Get this: There is definitely a real class action lawsuit against JC Penney in federal court in California over purported “phantom discounts.”
The lawsuit accuses JC Penney of hiking retail prices on apparel and accessories to trick shoppers into believing they were receiving sizable discounts when the items were advertised as being on sale. The long and short of it is that the when retailer would run a sale, they would allegedly markup the price of the item and then “discount” it back down to the same price it had been at for months. For example, the complaint alleges that for a sale they’d mark up a shirt that had been selling for $17.99 to $30 and then they’d sell it for 40 percent off . . . or $17.99. The class action lawsuit has been certified by the federal judge presiding over the case.

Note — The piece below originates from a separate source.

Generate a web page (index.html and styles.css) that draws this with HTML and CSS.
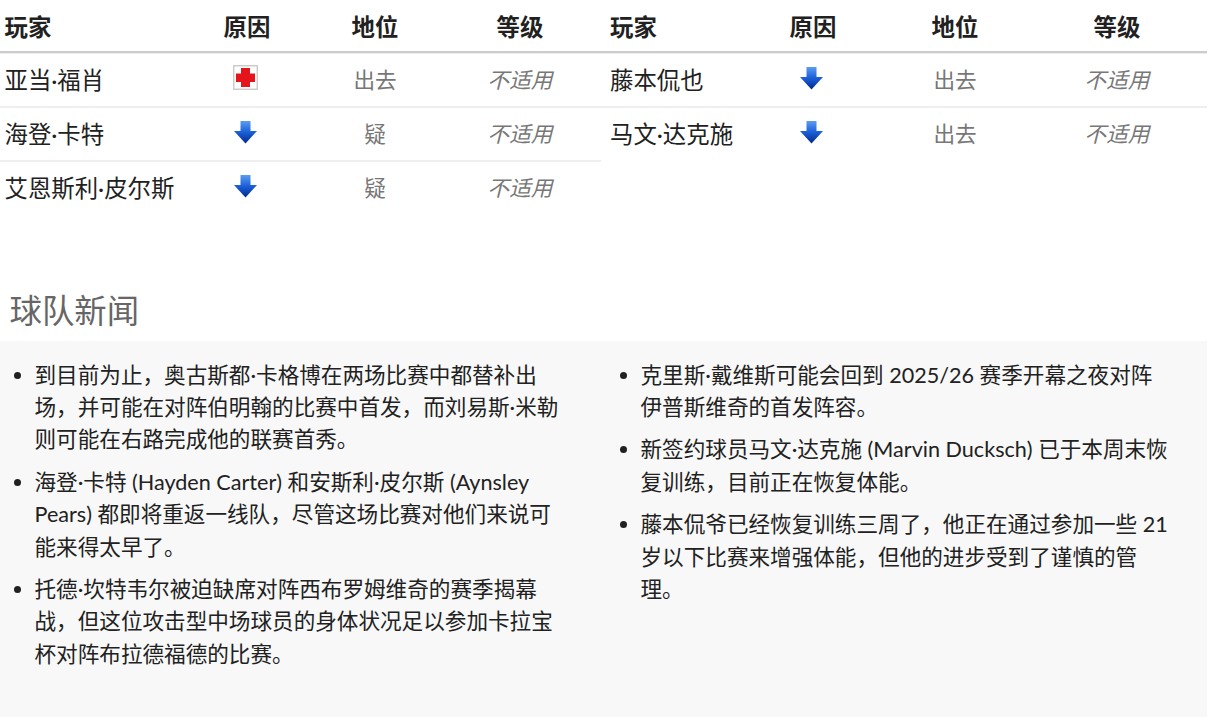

To be fair, JC Penney apparently tried to move to everyday low pricing in 2012. Ironically, executives billed the new pricing model as the end of “fake pricing.” Apparently the customers really wanted fake pricing because the everyday low pricing was a miserable failure and they quickly went back to a more traditional discounting model. It does make you wonder, however, if any of these claims of phantom discounting claims occurred during the period that the retailer was switching between business models.
The Federal Trade Commission does actually have regulations governing this sort of thing. 16 C.F.R. 233.1 requires retailers to sell items at original prices for a “reasonable length of time” before discounting them. Sort of makes you wonder how Jos. A. Bank continues its thing, but that’s a story for another day.